What the exercise asks: Copy each line holding the string "this".

___ Data lines

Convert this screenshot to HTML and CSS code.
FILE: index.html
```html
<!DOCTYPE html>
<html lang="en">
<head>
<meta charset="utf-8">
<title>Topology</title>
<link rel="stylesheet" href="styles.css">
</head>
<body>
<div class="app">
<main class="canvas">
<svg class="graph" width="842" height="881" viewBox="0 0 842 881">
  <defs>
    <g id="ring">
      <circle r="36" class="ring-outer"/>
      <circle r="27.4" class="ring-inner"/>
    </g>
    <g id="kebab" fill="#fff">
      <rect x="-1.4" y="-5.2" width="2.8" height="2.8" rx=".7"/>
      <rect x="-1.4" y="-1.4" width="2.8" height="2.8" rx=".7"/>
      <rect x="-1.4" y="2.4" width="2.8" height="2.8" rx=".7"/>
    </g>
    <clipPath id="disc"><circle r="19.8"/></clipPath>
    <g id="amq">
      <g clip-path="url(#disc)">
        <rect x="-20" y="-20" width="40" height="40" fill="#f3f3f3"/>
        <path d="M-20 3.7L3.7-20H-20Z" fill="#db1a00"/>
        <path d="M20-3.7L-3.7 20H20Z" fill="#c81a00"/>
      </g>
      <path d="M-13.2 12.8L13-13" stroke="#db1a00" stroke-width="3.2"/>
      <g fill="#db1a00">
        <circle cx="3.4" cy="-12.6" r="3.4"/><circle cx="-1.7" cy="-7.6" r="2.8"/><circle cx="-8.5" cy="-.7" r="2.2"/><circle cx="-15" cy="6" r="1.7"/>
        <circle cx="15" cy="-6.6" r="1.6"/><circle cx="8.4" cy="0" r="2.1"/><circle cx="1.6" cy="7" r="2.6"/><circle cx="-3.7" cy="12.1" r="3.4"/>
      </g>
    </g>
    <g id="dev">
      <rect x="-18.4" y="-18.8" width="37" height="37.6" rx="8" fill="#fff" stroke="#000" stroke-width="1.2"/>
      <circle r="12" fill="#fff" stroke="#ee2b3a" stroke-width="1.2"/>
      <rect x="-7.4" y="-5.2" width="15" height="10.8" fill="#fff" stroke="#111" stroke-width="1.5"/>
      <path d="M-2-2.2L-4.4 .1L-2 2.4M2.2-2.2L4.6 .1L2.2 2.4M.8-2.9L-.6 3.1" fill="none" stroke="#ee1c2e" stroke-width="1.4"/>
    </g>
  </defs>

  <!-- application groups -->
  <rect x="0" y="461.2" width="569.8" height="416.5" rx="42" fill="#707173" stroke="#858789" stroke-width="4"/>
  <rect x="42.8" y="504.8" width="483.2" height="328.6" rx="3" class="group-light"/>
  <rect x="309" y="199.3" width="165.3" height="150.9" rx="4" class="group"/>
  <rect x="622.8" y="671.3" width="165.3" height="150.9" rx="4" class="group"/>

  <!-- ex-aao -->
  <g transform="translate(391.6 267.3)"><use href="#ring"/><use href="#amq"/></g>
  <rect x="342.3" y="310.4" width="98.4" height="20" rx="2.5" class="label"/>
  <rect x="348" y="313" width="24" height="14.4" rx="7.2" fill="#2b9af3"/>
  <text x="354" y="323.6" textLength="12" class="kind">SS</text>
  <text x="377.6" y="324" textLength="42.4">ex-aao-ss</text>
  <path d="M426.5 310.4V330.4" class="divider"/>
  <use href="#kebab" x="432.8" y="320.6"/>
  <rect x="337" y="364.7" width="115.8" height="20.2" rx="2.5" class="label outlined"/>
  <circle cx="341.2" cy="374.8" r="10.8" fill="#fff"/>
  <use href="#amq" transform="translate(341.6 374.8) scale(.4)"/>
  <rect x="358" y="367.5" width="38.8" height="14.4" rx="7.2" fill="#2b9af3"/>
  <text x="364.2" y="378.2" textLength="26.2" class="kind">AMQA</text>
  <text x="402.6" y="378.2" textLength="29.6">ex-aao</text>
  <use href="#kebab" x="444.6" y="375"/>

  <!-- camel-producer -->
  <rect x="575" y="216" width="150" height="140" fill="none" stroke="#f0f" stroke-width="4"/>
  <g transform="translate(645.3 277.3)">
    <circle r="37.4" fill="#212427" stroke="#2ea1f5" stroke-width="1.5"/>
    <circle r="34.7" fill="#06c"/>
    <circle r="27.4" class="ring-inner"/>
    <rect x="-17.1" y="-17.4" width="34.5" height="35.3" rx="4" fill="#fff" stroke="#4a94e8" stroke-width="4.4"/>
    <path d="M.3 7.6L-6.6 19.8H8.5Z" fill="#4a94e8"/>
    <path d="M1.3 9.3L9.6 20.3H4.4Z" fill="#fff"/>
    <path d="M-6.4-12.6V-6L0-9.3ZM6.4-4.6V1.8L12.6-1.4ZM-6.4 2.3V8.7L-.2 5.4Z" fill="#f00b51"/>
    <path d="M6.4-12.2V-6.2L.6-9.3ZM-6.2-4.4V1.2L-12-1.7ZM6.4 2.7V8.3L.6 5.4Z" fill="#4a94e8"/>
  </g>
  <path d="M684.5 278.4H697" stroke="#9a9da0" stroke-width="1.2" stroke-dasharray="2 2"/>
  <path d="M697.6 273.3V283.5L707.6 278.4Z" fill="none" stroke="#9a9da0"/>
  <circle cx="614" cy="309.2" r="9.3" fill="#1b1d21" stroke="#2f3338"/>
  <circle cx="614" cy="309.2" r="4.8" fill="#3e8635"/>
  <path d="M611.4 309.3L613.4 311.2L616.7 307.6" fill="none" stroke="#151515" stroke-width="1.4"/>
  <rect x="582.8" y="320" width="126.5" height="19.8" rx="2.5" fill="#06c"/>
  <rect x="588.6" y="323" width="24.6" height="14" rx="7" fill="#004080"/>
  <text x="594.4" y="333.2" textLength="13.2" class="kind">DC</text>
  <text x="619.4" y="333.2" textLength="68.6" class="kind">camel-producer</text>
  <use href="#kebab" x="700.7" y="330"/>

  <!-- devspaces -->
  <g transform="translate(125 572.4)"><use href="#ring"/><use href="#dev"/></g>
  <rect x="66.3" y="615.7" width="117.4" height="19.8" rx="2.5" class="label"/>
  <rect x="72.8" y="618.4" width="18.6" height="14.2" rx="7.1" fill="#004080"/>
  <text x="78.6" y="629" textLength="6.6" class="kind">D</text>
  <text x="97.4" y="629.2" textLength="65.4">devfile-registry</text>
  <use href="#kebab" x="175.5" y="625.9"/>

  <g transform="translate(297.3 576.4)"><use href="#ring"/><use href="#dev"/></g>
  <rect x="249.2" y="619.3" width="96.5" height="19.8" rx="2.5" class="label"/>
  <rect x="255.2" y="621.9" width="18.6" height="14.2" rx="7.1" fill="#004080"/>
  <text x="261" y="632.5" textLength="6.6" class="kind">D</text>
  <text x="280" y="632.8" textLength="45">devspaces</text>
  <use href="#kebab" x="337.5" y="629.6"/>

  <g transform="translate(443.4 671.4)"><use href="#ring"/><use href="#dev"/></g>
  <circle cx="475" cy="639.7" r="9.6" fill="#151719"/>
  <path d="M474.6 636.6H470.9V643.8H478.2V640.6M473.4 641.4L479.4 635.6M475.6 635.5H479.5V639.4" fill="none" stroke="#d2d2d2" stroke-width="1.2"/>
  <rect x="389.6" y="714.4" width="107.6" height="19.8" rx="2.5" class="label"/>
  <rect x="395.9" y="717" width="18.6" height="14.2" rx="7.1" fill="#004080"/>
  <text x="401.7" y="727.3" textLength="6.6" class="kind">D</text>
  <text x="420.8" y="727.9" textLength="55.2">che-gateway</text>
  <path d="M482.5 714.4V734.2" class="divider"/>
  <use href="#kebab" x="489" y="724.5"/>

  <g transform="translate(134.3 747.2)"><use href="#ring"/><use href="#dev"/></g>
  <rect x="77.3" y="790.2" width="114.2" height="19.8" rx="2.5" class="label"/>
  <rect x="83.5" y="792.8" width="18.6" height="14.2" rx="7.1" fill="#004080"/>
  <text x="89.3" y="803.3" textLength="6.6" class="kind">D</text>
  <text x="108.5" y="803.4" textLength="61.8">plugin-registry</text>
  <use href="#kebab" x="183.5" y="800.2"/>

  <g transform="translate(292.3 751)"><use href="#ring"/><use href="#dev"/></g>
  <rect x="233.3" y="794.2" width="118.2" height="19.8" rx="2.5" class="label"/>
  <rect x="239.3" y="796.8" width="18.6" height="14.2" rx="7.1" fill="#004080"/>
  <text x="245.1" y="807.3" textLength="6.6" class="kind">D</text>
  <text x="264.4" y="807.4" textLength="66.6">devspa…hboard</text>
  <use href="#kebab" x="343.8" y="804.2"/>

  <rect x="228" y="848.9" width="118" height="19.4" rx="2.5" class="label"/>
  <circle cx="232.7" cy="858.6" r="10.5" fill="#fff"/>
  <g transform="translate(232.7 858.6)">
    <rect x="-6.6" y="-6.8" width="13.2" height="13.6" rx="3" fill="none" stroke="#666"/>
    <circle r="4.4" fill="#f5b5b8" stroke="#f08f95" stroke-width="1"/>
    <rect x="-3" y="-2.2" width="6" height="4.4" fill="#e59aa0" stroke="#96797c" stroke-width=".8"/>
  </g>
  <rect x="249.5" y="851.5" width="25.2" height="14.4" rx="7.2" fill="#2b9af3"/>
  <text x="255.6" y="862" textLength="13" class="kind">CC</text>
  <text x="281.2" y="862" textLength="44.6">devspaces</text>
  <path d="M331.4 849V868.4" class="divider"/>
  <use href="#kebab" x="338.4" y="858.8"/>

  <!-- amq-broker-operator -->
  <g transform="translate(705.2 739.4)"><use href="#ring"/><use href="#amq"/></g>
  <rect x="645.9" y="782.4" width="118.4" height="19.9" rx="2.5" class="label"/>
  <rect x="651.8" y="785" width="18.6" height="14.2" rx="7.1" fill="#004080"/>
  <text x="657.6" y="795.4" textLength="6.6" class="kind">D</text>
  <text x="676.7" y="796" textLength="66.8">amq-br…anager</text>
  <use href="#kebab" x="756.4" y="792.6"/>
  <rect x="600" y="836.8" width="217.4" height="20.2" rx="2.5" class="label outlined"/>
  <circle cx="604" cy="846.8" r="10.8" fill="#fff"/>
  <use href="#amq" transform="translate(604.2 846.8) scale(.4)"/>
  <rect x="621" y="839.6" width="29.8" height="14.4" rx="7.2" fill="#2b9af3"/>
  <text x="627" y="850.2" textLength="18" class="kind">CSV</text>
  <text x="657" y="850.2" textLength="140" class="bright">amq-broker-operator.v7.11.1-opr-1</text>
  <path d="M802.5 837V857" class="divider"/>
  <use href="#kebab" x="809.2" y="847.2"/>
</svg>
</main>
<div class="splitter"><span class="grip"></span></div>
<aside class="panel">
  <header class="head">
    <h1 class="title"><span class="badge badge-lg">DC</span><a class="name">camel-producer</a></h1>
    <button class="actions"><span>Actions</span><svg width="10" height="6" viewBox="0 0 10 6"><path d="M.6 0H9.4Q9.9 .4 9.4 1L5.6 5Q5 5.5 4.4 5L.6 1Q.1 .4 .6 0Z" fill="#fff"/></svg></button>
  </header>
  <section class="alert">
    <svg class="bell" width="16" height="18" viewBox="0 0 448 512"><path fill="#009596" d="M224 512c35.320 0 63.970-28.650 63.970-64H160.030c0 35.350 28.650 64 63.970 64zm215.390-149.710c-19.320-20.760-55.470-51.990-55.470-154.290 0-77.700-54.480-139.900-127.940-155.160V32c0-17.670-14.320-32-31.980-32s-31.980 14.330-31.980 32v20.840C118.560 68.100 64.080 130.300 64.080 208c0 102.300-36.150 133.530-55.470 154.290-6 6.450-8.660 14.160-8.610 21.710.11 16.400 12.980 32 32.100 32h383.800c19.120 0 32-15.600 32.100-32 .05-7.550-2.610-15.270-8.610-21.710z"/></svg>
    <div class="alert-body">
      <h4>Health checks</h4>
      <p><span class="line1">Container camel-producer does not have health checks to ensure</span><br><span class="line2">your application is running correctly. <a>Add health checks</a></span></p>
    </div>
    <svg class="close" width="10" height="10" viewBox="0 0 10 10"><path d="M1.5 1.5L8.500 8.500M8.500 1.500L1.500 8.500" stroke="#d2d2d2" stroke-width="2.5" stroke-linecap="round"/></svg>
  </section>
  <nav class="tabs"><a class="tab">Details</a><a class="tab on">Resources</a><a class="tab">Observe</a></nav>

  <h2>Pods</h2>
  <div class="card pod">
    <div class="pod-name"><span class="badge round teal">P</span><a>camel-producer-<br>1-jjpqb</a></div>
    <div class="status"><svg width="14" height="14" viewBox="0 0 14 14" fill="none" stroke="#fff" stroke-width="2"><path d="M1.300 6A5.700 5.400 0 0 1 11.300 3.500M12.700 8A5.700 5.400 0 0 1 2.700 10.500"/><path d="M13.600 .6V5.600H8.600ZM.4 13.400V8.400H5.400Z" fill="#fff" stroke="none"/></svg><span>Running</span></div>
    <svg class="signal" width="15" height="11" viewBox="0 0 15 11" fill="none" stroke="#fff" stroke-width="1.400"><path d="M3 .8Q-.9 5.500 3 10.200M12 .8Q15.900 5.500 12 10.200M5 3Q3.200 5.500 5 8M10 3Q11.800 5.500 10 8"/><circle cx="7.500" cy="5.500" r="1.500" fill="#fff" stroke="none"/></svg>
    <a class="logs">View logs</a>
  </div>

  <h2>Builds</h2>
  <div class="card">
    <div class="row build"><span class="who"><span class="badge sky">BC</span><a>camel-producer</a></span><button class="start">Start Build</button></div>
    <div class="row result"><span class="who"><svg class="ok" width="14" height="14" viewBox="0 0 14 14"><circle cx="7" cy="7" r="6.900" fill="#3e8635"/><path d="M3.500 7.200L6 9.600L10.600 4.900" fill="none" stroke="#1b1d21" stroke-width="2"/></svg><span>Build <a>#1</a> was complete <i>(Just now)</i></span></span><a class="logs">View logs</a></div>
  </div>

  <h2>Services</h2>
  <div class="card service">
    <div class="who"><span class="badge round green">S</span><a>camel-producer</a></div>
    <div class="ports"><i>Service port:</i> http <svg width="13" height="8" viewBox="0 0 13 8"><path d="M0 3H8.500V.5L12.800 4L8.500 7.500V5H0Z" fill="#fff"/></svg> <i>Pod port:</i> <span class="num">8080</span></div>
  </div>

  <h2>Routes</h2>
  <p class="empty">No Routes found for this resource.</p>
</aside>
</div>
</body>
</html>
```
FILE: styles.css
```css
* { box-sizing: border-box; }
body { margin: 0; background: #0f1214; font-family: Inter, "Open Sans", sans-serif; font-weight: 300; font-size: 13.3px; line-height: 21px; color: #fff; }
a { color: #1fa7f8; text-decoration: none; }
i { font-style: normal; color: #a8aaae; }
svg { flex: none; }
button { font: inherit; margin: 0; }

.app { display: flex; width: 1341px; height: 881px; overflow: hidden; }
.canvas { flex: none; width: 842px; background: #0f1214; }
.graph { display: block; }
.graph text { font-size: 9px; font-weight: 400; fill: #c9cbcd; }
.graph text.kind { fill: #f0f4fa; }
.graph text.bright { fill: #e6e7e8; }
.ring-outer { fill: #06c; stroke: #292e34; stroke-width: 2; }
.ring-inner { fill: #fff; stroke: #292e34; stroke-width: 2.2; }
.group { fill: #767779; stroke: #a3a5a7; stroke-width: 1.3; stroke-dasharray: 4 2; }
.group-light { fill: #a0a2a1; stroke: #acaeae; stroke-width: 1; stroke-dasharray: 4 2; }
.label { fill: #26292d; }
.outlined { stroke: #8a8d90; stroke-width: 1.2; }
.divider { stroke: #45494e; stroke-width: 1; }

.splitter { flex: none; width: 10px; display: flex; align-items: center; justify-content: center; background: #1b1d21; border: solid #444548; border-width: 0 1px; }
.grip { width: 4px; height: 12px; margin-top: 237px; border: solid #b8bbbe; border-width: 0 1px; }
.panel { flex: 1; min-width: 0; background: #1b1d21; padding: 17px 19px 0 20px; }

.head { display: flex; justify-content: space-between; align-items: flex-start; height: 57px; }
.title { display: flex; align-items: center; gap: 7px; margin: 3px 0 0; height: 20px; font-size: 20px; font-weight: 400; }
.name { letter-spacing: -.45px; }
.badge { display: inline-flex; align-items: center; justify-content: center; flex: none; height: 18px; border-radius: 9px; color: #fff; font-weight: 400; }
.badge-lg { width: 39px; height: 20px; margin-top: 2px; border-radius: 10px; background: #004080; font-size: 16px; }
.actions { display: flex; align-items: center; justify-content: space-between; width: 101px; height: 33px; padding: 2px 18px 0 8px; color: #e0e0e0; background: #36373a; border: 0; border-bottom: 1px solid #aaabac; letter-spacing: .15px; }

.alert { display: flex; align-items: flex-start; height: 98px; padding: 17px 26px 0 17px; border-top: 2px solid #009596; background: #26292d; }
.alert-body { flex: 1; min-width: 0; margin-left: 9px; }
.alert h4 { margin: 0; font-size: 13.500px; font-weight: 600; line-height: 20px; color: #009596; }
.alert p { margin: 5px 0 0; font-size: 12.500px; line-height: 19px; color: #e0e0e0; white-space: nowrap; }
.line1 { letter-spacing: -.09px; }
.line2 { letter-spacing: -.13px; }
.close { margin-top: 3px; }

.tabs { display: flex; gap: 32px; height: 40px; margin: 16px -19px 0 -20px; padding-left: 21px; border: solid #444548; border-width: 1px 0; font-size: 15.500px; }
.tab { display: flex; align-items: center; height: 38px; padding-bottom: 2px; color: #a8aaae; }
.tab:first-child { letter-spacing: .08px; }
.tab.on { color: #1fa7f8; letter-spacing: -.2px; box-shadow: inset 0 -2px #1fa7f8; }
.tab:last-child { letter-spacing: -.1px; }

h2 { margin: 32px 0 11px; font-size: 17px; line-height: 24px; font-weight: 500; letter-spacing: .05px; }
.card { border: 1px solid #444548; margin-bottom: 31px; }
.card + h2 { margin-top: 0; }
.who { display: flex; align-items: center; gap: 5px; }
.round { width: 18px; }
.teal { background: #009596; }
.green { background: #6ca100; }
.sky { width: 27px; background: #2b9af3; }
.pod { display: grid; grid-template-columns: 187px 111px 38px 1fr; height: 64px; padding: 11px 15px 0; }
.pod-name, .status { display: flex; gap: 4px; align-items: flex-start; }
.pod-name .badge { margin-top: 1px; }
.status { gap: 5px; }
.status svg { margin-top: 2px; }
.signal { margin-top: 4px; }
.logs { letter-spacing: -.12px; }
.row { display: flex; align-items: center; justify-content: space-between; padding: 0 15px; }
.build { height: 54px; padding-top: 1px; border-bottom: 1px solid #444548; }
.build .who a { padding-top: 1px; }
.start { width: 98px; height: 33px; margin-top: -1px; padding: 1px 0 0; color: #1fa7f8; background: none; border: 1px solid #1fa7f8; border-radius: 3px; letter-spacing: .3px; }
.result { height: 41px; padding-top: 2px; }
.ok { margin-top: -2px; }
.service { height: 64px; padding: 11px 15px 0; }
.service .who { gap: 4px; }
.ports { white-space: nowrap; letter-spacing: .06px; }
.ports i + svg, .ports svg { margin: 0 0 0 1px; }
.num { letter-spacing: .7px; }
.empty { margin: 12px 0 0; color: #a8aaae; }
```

______

Task answer:
Convert this screenshot to HTML and CSS code.
  <p class="empty">No Routes found for this resource.</p>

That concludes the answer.